See also the 2020 Spanish live-action series.


This movie contain examples of the following tropes:

  • Action Girl: While Jimena isn't trained in combat, she qualifies for this trope. She breaks out of Yusuf's harem on her own, breaks free from his grasp when he tries to use her as Human Shield against Rodrigo and saves her beloved at the end by throwing back his sword allowing him to finish off Yusuf. The ending makes it more poignant when she steps down from Rodrigo's horse and rides her own, walking together with him.
  • Animal Motifs: Yusuf is associated with snakes.
  • Arranged Marriage: Count Gormaz sets one between his daughter Jimena and Garcia Ordonez, and hates Rodrigo with passion for getting in the way by falling in love with her.
  • Artistic License – History: Several examples.
    • In the movie, Rodrigo is exiled as an young man immediately after Afonso had swore before multiple holy relics that he wasn't involved in Sancho's death. In real life, he was exiled in his late thirties over different circumstances and had previously served Afonso faithfully.
    • Rodrigo and Yusuf never personally met in real life, with the former warring mostly against the latter's nephew.
    • García Ordonez was Rodrigo's bitter rival in real life, but he never sought Jimena's hand.
    • Jimena was never forced to serve in any harem.
  • Award-Bait Song: "La Fuerza Del Corazon" by Luis Fonzi, who also performs an English version "The Power Of A Broken Heart".
  • The Cavalry: King Afonso besieges Yusuf's fortress and save the heroes who are surrounded at the end.
  • Cool Sword: El Cid's iconic Real Life sword, the Tizona.
  • Dark Is Evil: Yusuf and his forces are dressed in all-black (though some of his allies wear white) in contrast to the heroic Muslims who wear red.
  • Dating What Daddy Hates: Count Gormaz cannot hide his contempt for Jimena's relationship with Rodrigo.
  • Died in Your Arms Tonight: Jimena's father dies in her arms after being fatally wounded by Rodrigo.
  • Disneyfication: This is a historical movie toned down for family-friendly audiences and it even includes animal sidekicks. With that said however, it can be brutal at times with stabbings, offscreen mutilations and sexual enslavement.
  • Establishing Character Moment: In case you weren't sure Ben Yusuf was the Big Bad when the opening narration shows him in a campaign to conquer the land and punishing any Muslims who refuse to fight for him, he witness an very old slave who cannot labor anymore because his hands are tired. He lets the old man go, but order his men to chop off his hands, saying that he is free to go, but his hands will stay. Yikes.

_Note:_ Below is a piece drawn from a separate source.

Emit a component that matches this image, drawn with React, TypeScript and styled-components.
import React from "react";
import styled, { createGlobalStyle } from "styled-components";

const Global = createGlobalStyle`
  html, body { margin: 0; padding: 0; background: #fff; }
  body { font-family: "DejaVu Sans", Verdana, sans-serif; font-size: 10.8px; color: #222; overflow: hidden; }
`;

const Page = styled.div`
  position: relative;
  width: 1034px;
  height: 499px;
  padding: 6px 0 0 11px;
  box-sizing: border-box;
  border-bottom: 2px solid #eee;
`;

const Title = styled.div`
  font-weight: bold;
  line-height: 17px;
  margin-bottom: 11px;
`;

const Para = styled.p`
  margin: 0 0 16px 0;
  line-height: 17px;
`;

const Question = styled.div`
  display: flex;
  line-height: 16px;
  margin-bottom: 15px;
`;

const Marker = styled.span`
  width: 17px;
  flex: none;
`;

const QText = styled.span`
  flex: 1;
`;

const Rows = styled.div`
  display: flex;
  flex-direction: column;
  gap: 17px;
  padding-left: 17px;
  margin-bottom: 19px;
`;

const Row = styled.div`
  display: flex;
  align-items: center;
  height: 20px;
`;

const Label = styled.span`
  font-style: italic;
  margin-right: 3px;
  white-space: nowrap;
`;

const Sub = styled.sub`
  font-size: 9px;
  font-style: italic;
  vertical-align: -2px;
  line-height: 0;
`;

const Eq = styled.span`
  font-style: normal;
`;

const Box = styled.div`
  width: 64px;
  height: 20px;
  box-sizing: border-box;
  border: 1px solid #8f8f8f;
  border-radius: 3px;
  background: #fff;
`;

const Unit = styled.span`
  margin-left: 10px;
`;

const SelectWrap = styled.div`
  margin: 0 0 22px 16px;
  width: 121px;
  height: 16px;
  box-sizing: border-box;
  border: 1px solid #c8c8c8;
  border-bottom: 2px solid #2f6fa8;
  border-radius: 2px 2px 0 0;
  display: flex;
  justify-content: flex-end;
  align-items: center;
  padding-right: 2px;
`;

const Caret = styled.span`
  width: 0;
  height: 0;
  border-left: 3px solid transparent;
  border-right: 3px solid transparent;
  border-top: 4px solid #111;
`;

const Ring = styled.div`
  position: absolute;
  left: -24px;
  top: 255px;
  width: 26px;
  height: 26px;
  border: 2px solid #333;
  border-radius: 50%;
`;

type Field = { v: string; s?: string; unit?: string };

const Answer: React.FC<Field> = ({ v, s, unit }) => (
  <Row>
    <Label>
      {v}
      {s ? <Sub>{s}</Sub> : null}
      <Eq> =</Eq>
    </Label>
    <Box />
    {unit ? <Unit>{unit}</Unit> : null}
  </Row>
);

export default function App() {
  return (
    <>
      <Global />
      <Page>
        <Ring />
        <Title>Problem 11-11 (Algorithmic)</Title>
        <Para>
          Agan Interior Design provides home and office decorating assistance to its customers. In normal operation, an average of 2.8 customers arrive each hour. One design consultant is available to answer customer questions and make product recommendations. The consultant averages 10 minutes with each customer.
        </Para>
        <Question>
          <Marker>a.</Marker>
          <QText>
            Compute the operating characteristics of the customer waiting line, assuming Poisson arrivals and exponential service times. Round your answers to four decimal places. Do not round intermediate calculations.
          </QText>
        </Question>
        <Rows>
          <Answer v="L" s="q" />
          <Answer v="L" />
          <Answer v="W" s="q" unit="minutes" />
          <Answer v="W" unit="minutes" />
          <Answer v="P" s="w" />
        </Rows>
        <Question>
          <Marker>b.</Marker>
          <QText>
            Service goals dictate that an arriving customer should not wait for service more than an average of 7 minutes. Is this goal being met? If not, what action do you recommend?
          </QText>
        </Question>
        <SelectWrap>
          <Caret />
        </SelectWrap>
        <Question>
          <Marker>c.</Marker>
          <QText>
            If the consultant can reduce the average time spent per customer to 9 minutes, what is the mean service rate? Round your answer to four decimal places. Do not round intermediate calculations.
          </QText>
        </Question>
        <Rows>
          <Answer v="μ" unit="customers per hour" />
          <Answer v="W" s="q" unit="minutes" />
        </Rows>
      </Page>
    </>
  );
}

  • The Exile: Rodrigo is exiled when he refuses to acknowledge Afonso as king, due to Urraca conspiring to have his best friend (and rightful heir) Sancho killed.
  • Expy: Ben Yusuf bears some physical semblance to Jafar, barring the scarred left eye and also just like Jafar, he pulls Go-Go Enslavement on the heroine.

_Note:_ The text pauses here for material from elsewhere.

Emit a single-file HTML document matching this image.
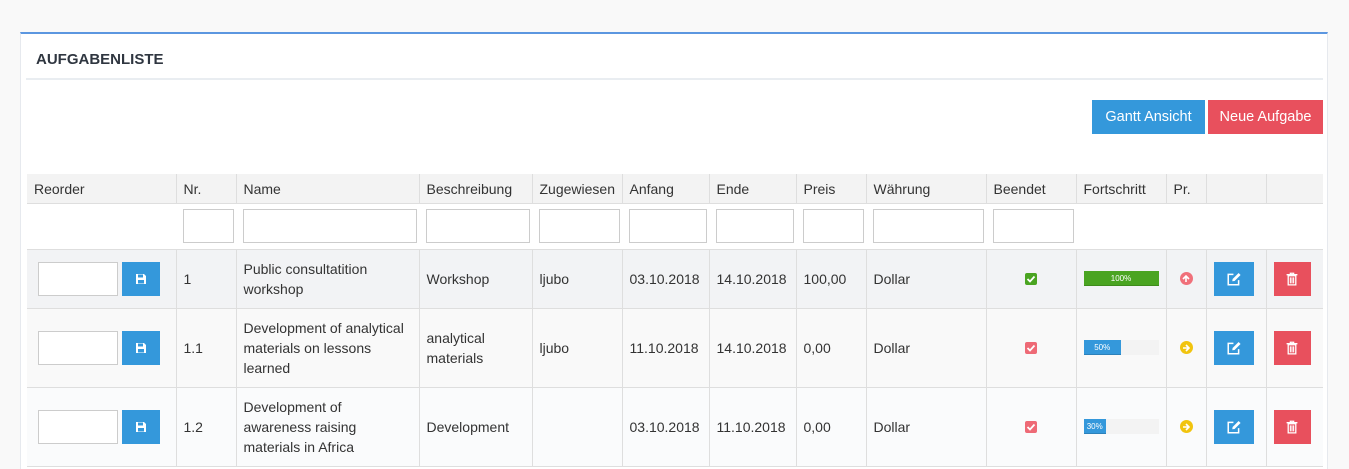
<!DOCTYPE html>
<html><head><meta charset="utf-8"><style>
*{box-sizing:border-box;margin:0;padding:0}
html,body{width:1349px;height:469px;overflow:hidden}
body{background:#f9f9f9;font-family:"Liberation Sans",sans-serif;font-size:14px;color:#333;position:relative}
.card{position:absolute;left:20px;top:32px;width:1308px;height:437px;background:#fff;border-top:2px solid #5c97e0;border-left:1px solid #e6e9ee;border-right:1px solid #e6e9ee}
.title{position:absolute;left:36px;top:51px;font-weight:bold;font-size:15px;color:#2f3640}
.sep{position:absolute;left:26px;top:78px;width:1297px;height:2px;background:#e9edf1}
.btn{position:absolute;top:100px;height:34px;color:#fff;font-size:14.5px;line-height:34px;text-align:center}
table{position:absolute;left:27px;top:174px;width:1296px;border-collapse:collapse;table-layout:fixed}
td,th{border:1px solid #dedede;padding:0 7px;vertical-align:middle;font-weight:normal;text-align:left;line-height:20px}
tr:first-child td,tr:first-child th{border-top:none}
td:first-child,th:first-child{border-left:none}
td:last-child,th:last-child{border-right:none}
thead tr.h{height:29px;background:#f3f3f3}
thead th{padding-top:1px}
tr.f{height:46px;background:#fff}
tr.f td{border-left:none;border-right:none;padding:0 2px 0 7px}
.in{height:34px;border:1px solid #ccc;background:#fff;width:100%}
tr.r1{height:59px;background:#f2f3f5}
tr.r2{height:79px;background:#f9f9f9}
tr.r3{height:79px;background:#fafbfc}
.ri{display:inline-block;width:80px;height:34px;border:1px solid #ccc;background:#fff;vertical-align:middle;margin-left:4px}
.sb{display:inline-block;width:38px;height:34px;background:#3498db;vertical-align:middle;margin-left:4px;position:relative}
.eb{display:block;width:40px;height:34px;background:#3498db;margin-left:0;position:relative}
.db{display:block;width:37px;height:34px;background:#e8505d;position:relative}
.ic{position:absolute;left:50%;top:50%;transform:translate(-50%,-50%)}
.chk{display:block;width:12px;height:12px;border-radius:2px;margin:0 auto;position:relative}
.pb{width:75px;height:15px;background:#f3f3f3;position:relative}
.pf{height:15px;color:#fff;font-size:8px;line-height:15px;text-align:center;border-bottom:1px solid rgba(0,0,0,.15)}
.ar{display:block;width:13px;height:13px;border-radius:7px;margin:0 auto;position:relative}
</style></head><body>
<div class="card"></div>
<div class="title">AUFGABENLISTE</div>
<div class="sep"></div>
<div class="btn" style="left:1092px;width:113px;background:#3498db">Gantt Ansicht</div>
<div class="btn" style="left:1208px;width:115px;background:#e8505d">Neue Aufgabe</div>
<table>
<colgroup><col style="width:149px"><col style="width:60px"><col style="width:183px"><col style="width:113px"><col style="width:90px"><col style="width:87px"><col style="width:87px"><col style="width:70px"><col style="width:120px"><col style="width:90px"><col style="width:90px"><col style="width:40px"><col style="width:60px"><col style="width:57px"></colgroup>
<thead><tr class="h"><th>Reorder</th><th>Nr.</th><th>Name</th><th>Beschreibung</th><th>Zugewiesen</th><th>Anfang</th><th>Ende</th><th>Preis</th><th>Währung</th><th>Beendet</th><th>Fortschritt</th><th>Pr.</th><th></th><th></th></tr></thead>
<tbody>
<tr class="f"><td></td><td><div class="in"></div></td><td><div class="in"></div></td><td><div class="in"></div></td><td><div class="in"></div></td><td><div class="in"></div></td><td><div class="in"></div></td><td><div class="in"></div></td><td><div class="in"></div></td><td><div class="in"></div></td><td></td><td></td><td></td><td></td></tr>
<tr class="r1"><td><span class="ri"></span><span class="sb"><svg class="ic" width="12" height="12" viewBox="0 0 12 12"><path d="M1 1h8l2 2v8H1z" fill="#fff"/><rect x="3" y="1.5" width="5" height="3" fill="#3498db"/><rect x="3" y="7" width="6" height="3.5" fill="#3498db"/></svg></span></td><td>1</td><td>Public consultatition workshop</td><td>Workshop</td><td>ljubo</td><td>03.10.2018</td><td>14.10.2018</td><td>100,00</td><td>Dollar</td>
<td><span class="chk" style="background:#4aa421"><svg class="ic" width="9" height="8" viewBox="0 0 9 8"><path d="M1 4l2.5 2.5L8 1.5" stroke="#fff" stroke-width="1.8" fill="none"/></svg></span></td>
<td><div class="pb"><div class="pf" style="width:100%;background:#4aa421">100%</div></div></td>
<td><span class="ar" style="background:#f0707a"><svg class="ic" width="8" height="8" viewBox="0 0 8 8"><path d="M4 7V1M1 4l3-3 3 3" stroke="#fff" stroke-width="1.6" fill="none"/></svg></span></td>
<td><span class="eb"><svg class="ic" width="15" height="14" viewBox="0 0 13 12"><path d="M6 2H1.5v9h9V7" stroke="#fff" stroke-width="1.3" fill="none"/><path d="M10.5 .8l1.7 1.7L7 7.7 5 8l.3-2z" fill="#fff"/></svg></span></td>
<td><span class="db"><svg class="ic" width="11" height="13" viewBox="0 0 10 12"><path d="M0 2h10M3.5 2V.7h3V2M1.5 3h7v8.5h-7z" stroke="#fff" stroke-width="1.2" fill="none"/><path d="M3.5 4.5v5.5M5 4.5v5.5M6.5 4.5v5.5" stroke="#fff" stroke-width="1"/></svg></span></td></tr>
<tr class="r2"><td><span class="ri"></span><span class="sb"><svg class="ic" width="12" height="12" viewBox="0 0 12 12"><path d="M1 1h8l2 2v8H1z" fill="#fff"/><rect x="3" y="1.5" width="5" height="3" fill="#3498db"/><rect x="3" y="7" width="6" height="3.5" fill="#3498db"/></svg></span></td><td>1.1</td><td>Development of analytical materials on lessons learned</td><td>analytical materials</td><td>ljubo</td><td>11.10.2018</td><td>14.10.2018</td><td>0,00</td><td>Dollar</td>
<td><span class="chk" style="background:#ee6a76"><svg class="ic" width="9" height="8" viewBox="0 0 9 8"><path d="M1 4l2.5 2.5L8 1.5" stroke="#fff" stroke-width="1.8" fill="none"/></svg></span></td>
<td><div class="pb"><div class="pf" style="width:50%;background:#3498db">50%</div></div></td>
<td><span class="ar" style="background:#f1c40f"><svg class="ic" width="8" height="8" viewBox="0 0 8 8"><path d="M1 4h6M4 1l3 3-3 3" stroke="#fff" stroke-width="1.6" fill="none"/></svg></span></td>
<td><span class="eb"><svg class="ic" width="15" height="14" viewBox="0 0 13 12"><path d="M6 2H1.5v9h9V7" stroke="#fff" stroke-width="1.3" fill="none"/><path d="M10.5 .8l1.7 1.7L7 7.7 5 8l.3-2z" fill="#fff"/></svg></span></td>
<td><span class="db"><svg class="ic" width="11" height="13" viewBox="0 0 10 12"><path d="M0 2h10M3.5 2V.7h3V2M1.5 3h7v8.5h-7z" stroke="#fff" stroke-width="1.2" fill="none"/><path d="M3.5 4.5v5.5M5 4.5v5.5M6.5 4.5v5.5" stroke="#fff" stroke-width="1"/></svg></span></td></tr>
<tr class="r3"><td><span class="ri"></span><span class="sb"><svg class="ic" width="12" height="12" viewBox="0 0 12 12"><path d="M1 1h8l2 2v8H1z" fill="#fff"/><rect x="3" y="1.5" width="5" height="3" fill="#3498db"/><rect x="3" y="7" width="6" height="3.5" fill="#3498db"/></svg></span></td><td>1.2</td><td>Development of awareness raising materials in Africa</td><td>Development</td><td></td><td>03.10.2018</td><td>11.10.2018</td><td>0,00</td><td>Dollar</td>
<td><span class="chk" style="background:#ee6a76"><svg class="ic" width="9" height="8" viewBox="0 0 9 8"><path d="M1 4l2.5 2.5L8 1.5" stroke="#fff" stroke-width="1.8" fill="none"/></svg></span></td>
<td><div class="pb"><div class="pf" style="width:30%;background:#3498db">30%</div></div></td>
<td><span class="ar" style="background:#f1c40f"><svg class="ic" width="8" height="8" viewBox="0 0 8 8"><path d="M1 4h6M4 1l3 3-3 3" stroke="#fff" stroke-width="1.6" fill="none"/></svg></span></td>
<td><span class="eb"><svg class="ic" width="15" height="14" viewBox="0 0 13 12"><path d="M6 2H1.5v9h9V7" stroke="#fff" stroke-width="1.3" fill="none"/><path d="M10.5 .8l1.7 1.7L7 7.7 5 8l.3-2z" fill="#fff"/></svg></span></td>
<td><span class="db"><svg class="ic" width="11" height="13" viewBox="0 0 10 12"><path d="M0 2h10M3.5 2V.7h3V2M1.5 3h7v8.5h-7z" stroke="#fff" stroke-width="1.2" fill="none"/><path d="M3.5 4.5v5.5M5 4.5v5.5M6.5 4.5v5.5" stroke="#fff" stroke-width="1"/></svg></span></td></tr>
</tbody></table>
</body></html>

    • The little badger Ruidoso's behavior would remind viewers of Meeko.
  • Fire-Forged Friends: Rodrigo and Al-Mutamin are hostile to each other initially, but after having to work together against a common enemy, they become
  • The Fundamentalist: Yusuf naturally. He wants to conquer the Iberian penisula and forcibly covert it to Islam, and he will kill even tolerant and moderate Muslims who aren't interested in fighting for him.

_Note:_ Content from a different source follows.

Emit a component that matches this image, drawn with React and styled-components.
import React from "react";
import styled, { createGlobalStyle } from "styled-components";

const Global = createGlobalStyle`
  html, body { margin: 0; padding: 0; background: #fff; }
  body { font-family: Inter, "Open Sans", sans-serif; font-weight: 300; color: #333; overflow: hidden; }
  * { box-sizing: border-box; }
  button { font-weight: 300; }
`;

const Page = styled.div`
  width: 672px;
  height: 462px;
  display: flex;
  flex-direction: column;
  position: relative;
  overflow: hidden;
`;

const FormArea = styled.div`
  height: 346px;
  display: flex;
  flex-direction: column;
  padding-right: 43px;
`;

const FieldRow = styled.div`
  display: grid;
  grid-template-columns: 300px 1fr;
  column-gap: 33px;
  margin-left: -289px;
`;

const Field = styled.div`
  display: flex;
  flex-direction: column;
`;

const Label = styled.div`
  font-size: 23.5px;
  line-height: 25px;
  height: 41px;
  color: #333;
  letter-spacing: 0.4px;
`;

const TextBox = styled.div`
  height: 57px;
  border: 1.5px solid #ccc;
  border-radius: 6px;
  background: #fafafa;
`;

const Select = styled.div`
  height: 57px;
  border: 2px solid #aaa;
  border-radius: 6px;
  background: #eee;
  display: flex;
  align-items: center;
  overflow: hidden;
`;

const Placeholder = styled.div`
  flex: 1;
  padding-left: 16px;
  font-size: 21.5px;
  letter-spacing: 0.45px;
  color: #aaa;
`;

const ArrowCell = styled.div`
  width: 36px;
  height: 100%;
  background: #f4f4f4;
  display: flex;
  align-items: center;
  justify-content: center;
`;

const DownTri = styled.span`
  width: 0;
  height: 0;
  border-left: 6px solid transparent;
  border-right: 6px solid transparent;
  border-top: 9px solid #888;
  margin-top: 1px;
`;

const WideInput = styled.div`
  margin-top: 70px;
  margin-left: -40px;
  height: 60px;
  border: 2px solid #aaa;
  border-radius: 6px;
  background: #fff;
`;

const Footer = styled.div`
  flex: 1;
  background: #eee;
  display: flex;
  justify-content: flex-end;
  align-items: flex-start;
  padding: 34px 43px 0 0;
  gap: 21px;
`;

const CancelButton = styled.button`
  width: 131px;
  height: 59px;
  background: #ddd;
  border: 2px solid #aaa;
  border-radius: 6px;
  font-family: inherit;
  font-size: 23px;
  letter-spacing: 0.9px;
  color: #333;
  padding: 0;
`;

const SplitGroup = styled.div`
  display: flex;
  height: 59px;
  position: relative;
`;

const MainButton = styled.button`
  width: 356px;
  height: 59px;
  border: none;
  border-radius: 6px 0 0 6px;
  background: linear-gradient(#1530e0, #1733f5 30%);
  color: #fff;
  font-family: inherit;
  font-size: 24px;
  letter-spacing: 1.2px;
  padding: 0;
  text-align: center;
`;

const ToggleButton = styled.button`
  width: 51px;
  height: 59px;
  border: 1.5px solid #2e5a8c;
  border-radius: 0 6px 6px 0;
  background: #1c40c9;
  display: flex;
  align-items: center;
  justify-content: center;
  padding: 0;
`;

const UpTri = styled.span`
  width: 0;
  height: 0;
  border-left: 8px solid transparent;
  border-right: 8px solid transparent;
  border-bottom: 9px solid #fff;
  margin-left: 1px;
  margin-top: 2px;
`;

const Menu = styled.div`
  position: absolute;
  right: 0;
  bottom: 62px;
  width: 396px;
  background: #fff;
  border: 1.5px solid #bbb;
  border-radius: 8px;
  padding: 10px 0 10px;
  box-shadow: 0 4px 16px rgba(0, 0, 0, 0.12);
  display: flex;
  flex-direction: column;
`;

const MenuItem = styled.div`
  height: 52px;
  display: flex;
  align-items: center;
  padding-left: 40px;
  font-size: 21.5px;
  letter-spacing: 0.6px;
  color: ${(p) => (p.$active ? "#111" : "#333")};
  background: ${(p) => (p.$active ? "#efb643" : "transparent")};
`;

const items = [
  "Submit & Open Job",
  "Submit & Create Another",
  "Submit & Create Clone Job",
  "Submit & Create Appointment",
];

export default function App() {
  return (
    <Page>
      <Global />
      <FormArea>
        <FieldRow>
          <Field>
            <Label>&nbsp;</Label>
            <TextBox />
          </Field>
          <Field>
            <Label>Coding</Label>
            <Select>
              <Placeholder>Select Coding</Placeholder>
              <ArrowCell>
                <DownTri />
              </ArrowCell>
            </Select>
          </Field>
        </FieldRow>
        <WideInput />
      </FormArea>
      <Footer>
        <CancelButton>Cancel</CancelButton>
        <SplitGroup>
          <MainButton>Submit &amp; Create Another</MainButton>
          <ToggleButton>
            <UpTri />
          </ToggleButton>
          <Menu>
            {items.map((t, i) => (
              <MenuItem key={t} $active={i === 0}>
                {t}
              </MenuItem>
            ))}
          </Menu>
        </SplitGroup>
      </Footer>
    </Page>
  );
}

  • Historical Hero Upgrade: El Cid is re-imagined as a romantic knight who fights to restore his honor and sets out to unite both Muslims and Christians against Yusuf, when the historical one fought for both sides for his own interests (which included sacking Christian settlements for Moors, while was still being a Christian himself). Also, while he is popularly believed to have murdered Jimena's father in a duel in revenge for insulting his own father (though this certainly never happened in real life and is considered to be a late invention to spice up his legend), this movie's Cid accidentally kills him in self-defense after he tried to kill him so he wouldn't interfere with her Arranged Marriage with Count Ordonez.
  • Historical Villain Downgrade: Count Ordonez. While he wasn't really that bad in real life, he was El Cid's bitter enemy who frequently warred with him during his exile days. Here, he is merely turned into a Romantic False Lead for Jimena.
  • Historical Villain Upgrade: Ben Yusuf is portrayed in such over-the-top villain with many gratuitous Kick the Dog moments, in contrast to his alleged reputation as a noble and honorable man. He also does things that never happened in real life such as abducting Jimena and making her his concubine.
  • Light Is Not Good: Some of Yusuf's alliees are dressed in white and are also the bad guys.
  • Ms. Fanservice: Jimena, as an slave girl.
  • Narrator All Along: The movie opens and closes with a narration by an much older Alfonso, who remembered the lesson of honor.
  • Noble Fugitive: Al-Mutamin, the Prince of Zaragoza, was forced to flee his home after Yusuf conquered it. Rodrigo himself counts after his exile, as he a knight and a nobleman himself.
  • Obviously Evil: Both Urraca and Yusuf have completely sinister and unsubtle appearances, dressing in all-black with Urraca having unnaturally pale skin and Yusuf's scarred face.
  • The Rival: Count Garcia Ordonez to Rodrigo.
  • Show Some Leg: Jimena manages to escape Yusuf when she dances for him and offers some wine, only to whack him in the head with the jar and knocking him out.
  • True Companions: Though the king has only Rodrigo exiled, his friends follow him regardless declaring he might as well exiled them.
  • We Named the Monkey "Jack": Rodrigo initially named his horse after his girlfriend Jimena, which pisses her off when she discover this. She is renamed later Babieca (the name she actually had in Real Life).